Problem
Look through the material and copy each line holding "styles".
___ Data ___
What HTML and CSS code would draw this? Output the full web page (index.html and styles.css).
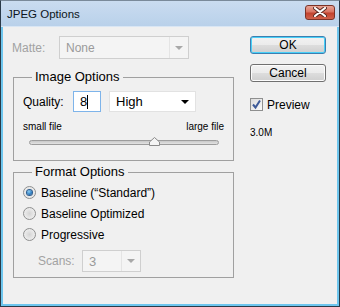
FILE: index.html
```html
<!DOCTYPE html>
<html lang="en">
<head>
    <meta charset="UTF-8">
    <title>JPEG Options</title>
    <link rel="stylesheet" href="styles.css">
</head>
<body>
    <div class="window">
        <div class="titlebar">
            <span class="title">JPEG Options</span>
            <button class="close-button">
                <svg width="14" height="10" viewBox="0 0 14 10">
                    <path d="M2 1 L12 9 M12 1 L2 9" stroke="#5a2a22" stroke-width="4" stroke-linecap="round"/>
                    <path d="M2 1 L12 9 M12 1 L2 9" stroke="#ffffff" stroke-width="2.2" stroke-linecap="round"/>
                </svg>
            </button>
        </div>
        <div class="client">
            <div class="left-column">
                <div class="matte-row">
                    <span class="matte-label">Matte:</span>
                    <div class="select select-disabled matte-select">
                        <span class="select-value">None</span>
                        <span class="select-arrow"><span class="arrow arrow-grey"></span></span>
                    </div>
                </div>

                <fieldset class="group image-group">
                    <legend>Image Options</legend>
                    <div class="quality-row">
                        <span class="quality-label">Quality:</span>
                        <div class="quality-input">8<span class="caret"></span></div>
                        <div class="select high-select">
                            <span class="select-value">High</span>
                            <span class="arrow"></span>
                        </div>
                    </div>
                    <div class="slider-labels">
                        <span>small file</span>
                        <span>large file</span>
                    </div>
                    <div class="slider">
                        <div class="slider-track"></div>
                        <svg class="slider-thumb" width="11" height="9" viewBox="0 0 11 9">
                            <path d="M0.5 8.5 L0.5 5 L5.5 0.5 L10.5 5 L10.5 8.5 Z" fill="#f4f4f4" stroke="#8a8a8a"/>
                        </svg>
                    </div>
                </fieldset>

                <fieldset class="group format-group">
                    <legend>Format Options</legend>
                    <div class="radio-row">
                        <span class="radio radio-checked"></span>
                        <span>Baseline (&ldquo;Standard&rdquo;)</span>
                    </div>
                    <div class="radio-row">
                        <span class="radio"></span>
                        <span>Baseline Optimized</span>
                    </div>
                    <div class="radio-row">
                        <span class="radio"></span>
                        <span>Progressive</span>
                    </div>
                    <div class="scans-row">
                        <span class="scans-label">Scans:</span>
                        <div class="select select-disabled scans-select">
                            <span class="select-value">3</span>
                            <span class="select-arrow"><span class="arrow arrow-grey"></span></span>
                        </div>
                    </div>
                </fieldset>
            </div>

            <div class="right-column">
                <button class="button button-default">OK</button>
                <button class="button">Cancel</button>
                <label class="preview-row">
                    <span class="checkbox">
                        <svg width="11" height="11" viewBox="0 0 11 11">
                            <path d="M2 5.5 L4.5 8.5 L9 1.5" fill="none" stroke="#3d5a98" stroke-width="2"/>
                        </svg>
                    </span>
                    <span>Preview</span>
                </label>
                <div class="file-size">3.0M</div>
            </div>
        </div>
    </div>
</body>
</html>
```

FILE: styles.css
```css
body {
    margin: 0;
    padding: 0;
    font-family: "Liberation Sans", Arial, sans-serif;
    font-size: 12px;
    color: #000;
}

.window {
    width: 340px;
    height: 307px;
    box-sizing: border-box;
    display: flex;
    flex-direction: column;
    background: #6ec6ee;
    border: 1px solid #2a3a48;
    border-top-color: #7a8a9a;
}

.titlebar {
    height: 26px;
    flex-shrink: 0;
    display: flex;
    align-items: center;
    justify-content: space-between;
    padding: 0 4px 0 6px;
    background: linear-gradient(#cadcf0, #b9d1ea);
    border-bottom: 1px solid #d9e6f4;
    box-sizing: border-box;
}

.title {
    font-size: 11.5px;
    color: #0c1520;
    margin-top: 1px;
}

.close-button {
    width: 30px;
    height: 15px;
    margin-top: -3px;
    padding: 0;
    border: 1px solid #7b3328;
    border-radius: 3px;
    background: linear-gradient(#e8a496 0%, #d97462 45%, #c2432f 55%, #d0624c 100%);
    display: flex;
    align-items: center;
    justify-content: center;
}

.client {
    flex: 1;
    margin: 0 2px 2px;
    background: #f0f0f0;
    display: flex;
    gap: 16px;
}

.left-column {
    width: 222px;
    padding-left: 9px;
}

/* Matte */
.matte-row {
    display: flex;
    align-items: center;
    margin-top: 9px;
    height: 23px;
}

.matte-label {
    width: 47px;
    color: #a2a2a2;
}

.select {
    display: flex;
    align-items: center;
    box-sizing: border-box;
    background: #fff;
    border: 1px solid #e2e2e2;
}

.select-value {
    flex: 1;
    padding-left: 6px;
}

.select-disabled {
    background: #f4f4f4;
    border-color: #cfcfcf;
    color: #9a9a9a;
}

.select-arrow {
    align-self: stretch;
    display: flex;
    align-items: center;
    justify-content: center;
    border-left: 1px solid #e4e4e4;
}

.arrow {
    width: 0;
    height: 0;
    border-left: 4px solid transparent;
    border-right: 4px solid transparent;
    border-top: 4px solid #000;
    margin-right: 6px;
}

.select-arrow .arrow {
    margin: 0;
}

.arrow-grey {
    border-top-color: #a8a8a8;
}

.matte-select {
    width: 130px;
    height: 23px;
}

.matte-select .select-arrow {
    width: 18px;
}

/* Group boxes */
.group {
    margin: 10px 0 0 1px;
    padding: 6px 9px 14px 9px;
    width: 221px;
    box-sizing: border-box;
    border: 1px solid #a0a0a0;
    min-width: 0;
}

.group legend {
    font-size: 13px;
    padding: 0 3px;
    margin-left: 9px;
    line-height: 16px;
}

.quality-row {
    display: flex;
    align-items: center;
    height: 21px;
}

.quality-label {
    width: 50px;
}

.quality-input {
    width: 28px;
    height: 21px;
    box-sizing: border-box;
    border: 1px solid #7eb4ea;
    background: #fff;
    display: flex;
    align-items: center;
    padding-left: 6px;
    font-size: 13px;
}

.caret {
    width: 1px;
    height: 14px;
    background: #000;
}

.high-select {
    width: 87px;
    height: 21px;
    margin-left: 8px;
    font-size: 13px;
}

.slider-labels {
    display: flex;
    justify-content: space-between;
    margin-top: 9px;
    font-size: 10px;
    line-height: 12px;
}

.slider {
    position: relative;
    margin: 4px 5px 0 6px;
    height: 9px;
}

.slider-track {
    position: relative;
    top: 3px;
    height: 5px;
    box-sizing: border-box;
    border: 1px solid #9c9c9c;
    border-radius: 3px;
    background: linear-gradient(#c8c8c8, #e2e2e2);
}

.slider-thumb {
    position: absolute;
    top: 0;
    left: 120px;
}

/* Format options */
.format-group {
    margin-top: 3px;
    padding-top: 2px;
    padding-bottom: 5px;
}

.radio-row {
    display: flex;
    align-items: center;
    gap: 5px;
    height: 21px;
}

.radio {
    width: 13px;
    height: 13px;
    box-sizing: border-box;
    border-radius: 50%;
    border: 1px solid #8e8f8f;
    background: radial-gradient(circle at 50% 50%, #d4d4d4 0, #e6e6e6 50%, #f4f4f4 100%);
    display: flex;
    align-items: center;
    justify-content: center;
}

.radio-checked::after {
    content: "";
    width: 5px;
    height: 5px;
    border-radius: 50%;
    background: radial-gradient(circle at 40% 35%, #8ed0f4 0, #2a7ac0 60%, #174a80 100%);
    box-shadow: 0 0 0 1px #2c5d8f;
}

.scans-row {
    display: flex;
    align-items: center;
    margin-top: 5px;
    padding-left: 15px;
    height: 22px;
}

.scans-label {
    width: 44px;
    color: #a2a2a2;
}

.scans-select {
    width: 59px;
    height: 22px;
    font-size: 13px;
}

.scans-select .select-arrow {
    width: 18px;
}

/* Right column */
.right-column {
    display: flex;
    flex-direction: column;
    align-items: flex-start;
    padding-top: 9px;
}

.button {
    width: 76px;
    height: 18px;
    padding: 0;
    font-family: inherit;
    font-size: 12px;
    color: #000;
    border: 1px solid #707070;
    border-radius: 3px;
    background: linear-gradient(#f2f2f2 0%, #ebebeb 50%, #dddddd 51%, #cfcfcf 100%);
    box-shadow: inset 0 0 0 1px #fcfcfc;
    margin-bottom: 10px;
}

.button-default {
    border-color: #3c7fb1;
    box-shadow: inset 0 0 0 1px #48d0f8;
}

.preview-row {
    display: flex;
    align-items: center;
    gap: 4px;
    margin-top: 6px;
    height: 13px;
}

.checkbox {
    width: 13px;
    height: 13px;
    box-sizing: border-box;
    border: 1px solid #8e8f8f;
    background: linear-gradient(135deg, #dcdcdc, #fafafa);
    display: flex;
    align-items: center;
    justify-content: center;
}

.file-size {
    margin-top: 17px;
    font-size: 10px;
    line-height: 10px;
    color: #000;
}
```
___
Solution to this task
What HTML and CSS code would draw this? Output the full web page (index.html and styles.css).
    <link rel="stylesheet" href="styles.css">
FILE: styles.css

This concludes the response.